**DIRECTION:** Copy each line of the entries beneath that contains the word "index".
--- START OF RECORDS SHOWN ---
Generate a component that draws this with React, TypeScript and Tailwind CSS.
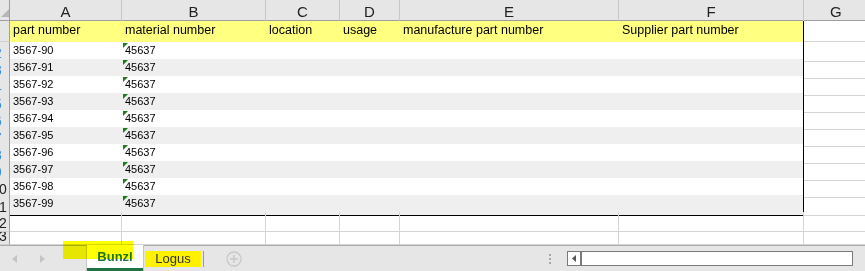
import React from "react";

const cols = [
  { l: "A", w: 112 },
  { l: "B", w: 144 },
  { l: "C", w: 74 },
  { l: "D", w: 60 },
  { l: "E", w: 219 },
  { l: "F", w: 185 },
];

const tmpl = "grid grid-cols-[10px_112px_144px_74px_60px_219px_185px_1fr]";

function RowHead({ label, blue }: { label: string; blue?: boolean }) {
  return (
    <div className="h-full overflow-hidden bg-[#e6e6e6] border-r border-[#9f9f9f] border-b border-b-[#cfcfcf] flex items-end">
      <span
        className={
          (blue ? "text-[#3f8fd8] ml-[-6px] " : "text-[#222] ml-[-1px] ") +
          "text-[14px] leading-[13px] mb-[1px]"
        }
      >
        {label}
      </span>
    </div>
  );
}

function Tri() {
  return (
    <svg width="5" height="5" className="absolute left-[1px] top-[1px]" viewBox="0 0 5 5">
      <polygon points="0,0 5,0 0,5" fill="#1d7a1d" />
    </svg>
  );
}

export default function App() {
  const data = Array.from({ length: 10 }, (_, i) => `3567-9${i}`);
  const font = { fontFamily: '"Liberation Sans", Arial, sans-serif' };
  return (
    <div className="w-[865px] h-[271px] overflow-hidden bg-white relative" style={font}>
      {/* column header */}
      <div className={tmpl + " h-[21px] bg-[#e6e6e6] border-b border-[#9f9f9f]"}>
        <div className="relative border-r border-[#9f9f9f]">
          <svg width="8" height="8" className="absolute left-[1px] top-[9px]" viewBox="0 0 8 8">
            <polygon points="8,0 8,8 0,8" fill="#b7b7b7" />
          </svg>
        </div>
        {cols.map((c) => (
          <div
            key={c.l}
            className="flex items-center justify-center border-r border-[#c6c6c6] text-[15px] text-[#222] pt-[1px]"
          >
            {c.l}
          </div>
        ))}
        <div className="flex items-center justify-start pl-[26px] text-[15px] text-[#222] pt-[1px]">G</div>
      </div>

      {/* header row 1 */}
      <div className={tmpl + " h-[21px]"}>
        <RowHead label="" />
        {[
          "part number",
          "material number",
          "location",
          "usage",
          "manufacture part number",
          "Supplier part number",
        ].map((t, i) => (
          <div
            key={i}
            className={
              "bg-[#ffff80] text-[12.5px] text-black flex items-end pb-[2px] pl-[3px] " +
              (i === 5 ? "border-r border-black" : "")
            }
          >
            {t}
          </div>
        ))}
        <div className="border-b border-[#d4d4d4]" />
      </div>

      {/* data rows */}
      {data.map((p, i) => (
        <div key={p} className={tmpl + " h-[17px]"}>
          <RowHead label={i < 8 ? String(i + 2) : String(i + 2).slice(1)} blue={i < 8} />
          <div
            className={
              "col-span-6 grid grid-cols-[112px_144px_74px_60px_219px_185px] border-r border-black " +
              (i % 2 === 1 ? "bg-[#efefef] " : "bg-white ") +
              (i === 9 ? "border-b border-b-black" : "")
            }
          >
            <div className="text-[11px] text-black pl-[3px] flex items-end pb-[3px]">{p}</div>
            <div className="relative text-[11px] text-black pl-[3px] flex items-end pb-[3px]">
              <Tri />
              45637
            </div>
            <div />
            <div />
            <div />
            <div />
          </div>
          <div className="border-b border-[#d4d4d4]" />
        </div>
      ))}

      {/* empty rows 12, 13 */}
      {[
        { l: "2", h: "h-[20px]" },
        { l: "3", h: "h-[13px]" },
      ].map((r) => (
        <div key={r.l} className={tmpl + " " + r.h}>
          <RowHead label={r.l} />
          {cols.map((c) => (
            <div key={c.l} className="border-r border-b border-[#d4d4d4]" />
          ))}
          <div className="border-b border-[#d4d4d4]" />
        </div>
      ))}

      {/* sheet tab bar */}
      <div className="h-[26px] bg-[#e6e6e6] border-t border-[#ababab] flex items-stretch relative">
        <div className="w-[86px] flex items-center">
          <svg width="6" height="8" className="ml-[12px]" viewBox="0 0 6 8">
            <polygon points="5,0 5,8 0,4" fill="#c4c4c4" />
          </svg>
          <svg width="6" height="8" className="ml-[22px]" viewBox="0 0 6 8">
            <polygon points="0,0 0,8 5,4" fill="#c4c4c4" />
          </svg>
        </div>
        <div className="w-[58px] bg-white border-l border-r border-[#c6c6c6] mt-[-1px] flex flex-col items-center justify-end">
          <span className="text-[13px] font-bold text-[#217346] leading-[15px] mb-[4px]">Bunzl</span>
          <div className="h-[3px] w-full bg-[#217346]" />
        </div>
        <div className="w-[60px] flex items-center pl-[1px]">
          <div className="h-[16px] w-[56px] bg-[#fff200] flex items-center justify-center text-[13px] text-[#333] mt-[1px]">
            Logus
          </div>
          <div className="h-[16px] w-px bg-[#9a9a9a] ml-[2px] mt-[1px]" />
        </div>
        <div className="w-[60px] flex items-center justify-center">
          <svg width="16" height="16" viewBox="0 0 16 16" className="mt-[1px]">
            <circle cx="8" cy="8" r="7" fill="none" stroke="#c8c8c8" strokeWidth="1.3" />
            <path d="M8 4v8M4 8h8" stroke="#c8c8c8" strokeWidth="1.5" />
          </svg>
        </div>
        <div className="flex-1" />
        <div className="w-[4px] flex flex-col items-center justify-center gap-[2px] mr-[15px]">
          <div className="w-[2px] h-[2px] bg-[#a8a8a8]" />
          <div className="w-[2px] h-[2px] bg-[#a8a8a8]" />
          <div className="w-[2px] h-[2px] bg-[#a8a8a8]" />
        </div>
        <div className="w-[286px] flex items-center mr-[12px]">
          <div className="h-[15px] w-full border border-[#7a7a7a] bg-white flex">
            <div className="w-[14px] flex items-center justify-center border-r-2 border-[#7a7a7a]">
              <svg width="4" height="7" viewBox="0 0 4 7">
                <polygon points="4,0 4,7 0,3.5" fill="#555" />
              </svg>
            </div>
          </div>
        </div>
      </div>

      {/* highlighter mark over Bunzl tab */}
      <div className="absolute left-[63px] top-[241px] w-[70px] h-[18px] bg-[#ffff00] mix-blend-multiply" />
    </div>
  );
}
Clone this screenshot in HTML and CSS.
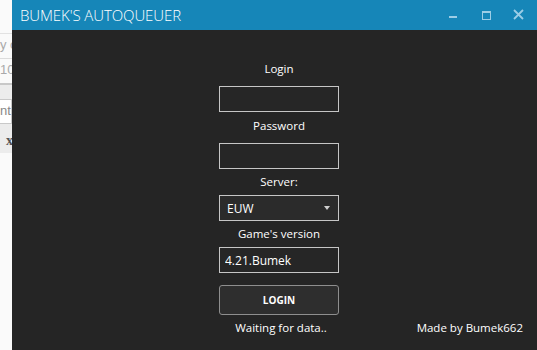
FILE: index.html
```html
<!DOCTYPE html>
<html lang="en">
<head>
    <meta charset="UTF-8">
    <meta name="viewport" content="width=device-width, initial-scale=1.0">
    <title>Bumek's Autoqueuer</title>
<link rel="stylesheet" href="styles.css">
</head>
<body>
    <div class="behind">
        <div class="behind-top"></div>
        <div class="behind-line">y c</div>
        <div class="behind-line">10</div>
        <div class="behind-gray">
            <div class="behind-box">nt</div>
            <div class="behind-x">x</div>
        </div>
    </div>
    <div class="window">
        <div class="title-bar">
            <div class="title">BUMEK'S AUTOQUEUER</div>
            <div class="controls">
                <svg width="30" height="30" viewBox="0 0 30 30"><rect x="9" y="16" width="8" height="2" fill="#9ccde6"/></svg>
                <svg width="30" height="30" viewBox="0 0 30 30"><rect x="10.5" y="11.5" width="8" height="8" fill="none" stroke="#9ccde6"/><rect x="10" y="11" width="9" height="2" fill="#9ccde6"/></svg>
                <svg width="30" height="30" viewBox="0 0 30 30"><path d="M10 10 L19 19 M19 10 L10 19" stroke="#9ccde6" stroke-width="1.8"/></svg>
            </div>
        </div>
        <div class="content">
            <div></div>
            <div class="login-form">
                <div class="label label-login">Login</div>
                <input class="field" type="text">
                <div class="label label-password">Password</div>
                <input class="field" type="password">
                <div class="label label-small">Server:</div>
                <div class="field select-box">
                    <span>EUW</span>
                    <span class="arrow"></span>
                </div>
                <div class="label label-small">Game's version</div>
                <input class="field" type="text" value="4.21.Bumek">
                <button class="login-button">LOGIN</button>
                <div class="label status">Waiting for data..</div>
            </div>
            <div class="credit">Made by Bumek662</div>
        </div>
    </div>
</body>
</html>
```

FILE: styles.css
```css
body{
    margin:0;
    width:537px;
    height:350px;
    display:flex;
    overflow:hidden;
    font-family:"Open Sans", sans-serif;
    background-color:#fafafa;
}
.behind{
    width:12px;
    display:flex;
    flex-direction:column;
    overflow:hidden;
    color:#a9a9a9;
    font-size:13px;
    font-family:"Liberation Sans", sans-serif;
    white-space:nowrap;
}
.behind-top{
    height:33px;
    border-bottom:1px solid #e2e2e2;
}
.behind-line{
    height:24px;
    line-height:22px;
    border-bottom:1px solid #dcdcdc;
}
.behind-line + .behind-line{
    border-bottom:2px solid #c8c8c8;
}
.behind-gray{
    height:68px;
    background-color:#ececec;
    padding-top:14px;
    box-sizing:border-box;
}
.behind-box{
    height:23px;
    line-height:22px;
    background-color:white;
    border:1px solid #c9c9c9;
    border-left:none;
    color:#888;
}
.behind-x{
    margin-top:9px;
    padding-left:6px;
    color:#555;
    font-weight:bold;
    font-family:"Liberation Serif", serif;
    font-size:14px;
}
.window{
    flex:1;
    display:flex;
    flex-direction:column;
    background-color:#252525;
    color:white;
}
.title-bar{
    height:30px;
    background-color:#1686b8;
    display:flex;
    align-items:center;
    justify-content:space-between;
}
.title{
    font-size:15px;
    font-weight:300;
    padding-left:8px;
    letter-spacing:-0.1px;
}
.controls{
    display:flex;
    gap:2px;
    padding-right:3px;
}
.controls svg{
    display:block;
}
.content{
    flex:1;
    display:grid;
    grid-template-columns:1fr 120px 1fr;
    padding-left:9px;
    padding-bottom:14px;
}
.login-form{
    display:flex;
    flex-direction:column;
    align-items:center;
    padding-top:31px;
}
.label{
    font-size:11.5px;
    line-height:16px;
}
.label-login{
    margin-bottom:9px;
}
.label-password{
    margin:6px 0 9px;
}
.label-small{
    margin:5px 0 5px;
}
.field{
    width:120px;
    height:26px;
    box-sizing:border-box;
    border:1px solid #c6c6c6;
    background-color:#262626;
    color:white;
    font-family:"Open Sans", sans-serif;
    font-size:12px;
    padding:0 5px;
    outline:none;
    margin:0;
}
.select-box{
    display:flex;
    align-items:center;
    justify-content:space-between;
    background-color:#2b2b2b;
    padding:0 8px 0 7px;
}
.arrow{
    width:0;
    height:0;
    border-left:3px solid transparent;
    border-right:3px solid transparent;
    border-top:4px solid #cfcfcf;
}
.login-button{
    margin-top:12px;
    width:120px;
    height:30px;
    border:1px solid #8e8e8e;
    border-radius:3px;
    background-color:#2e2e2e;
    color:white;
    font-family:"Open Sans", sans-serif;
    font-weight:bold;
    font-size:10px;
    cursor:pointer;
}
.status{
    margin-top:5px;
    padding-left:4px;
}
.credit{
    align-self:end;
    justify-self:end;
    padding-right:14px;
    font-size:11.5px;
    line-height:16px;
}
```
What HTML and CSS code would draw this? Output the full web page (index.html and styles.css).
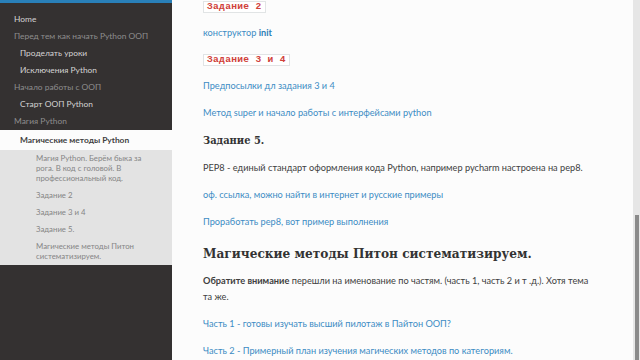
--- END OF RECORDS SHOWN ---
**OUTPUT FOR THIS EXERCISE:**
FILE: index.html
What HTML and CSS code would draw this? Output the full web page (index.html and styles.css).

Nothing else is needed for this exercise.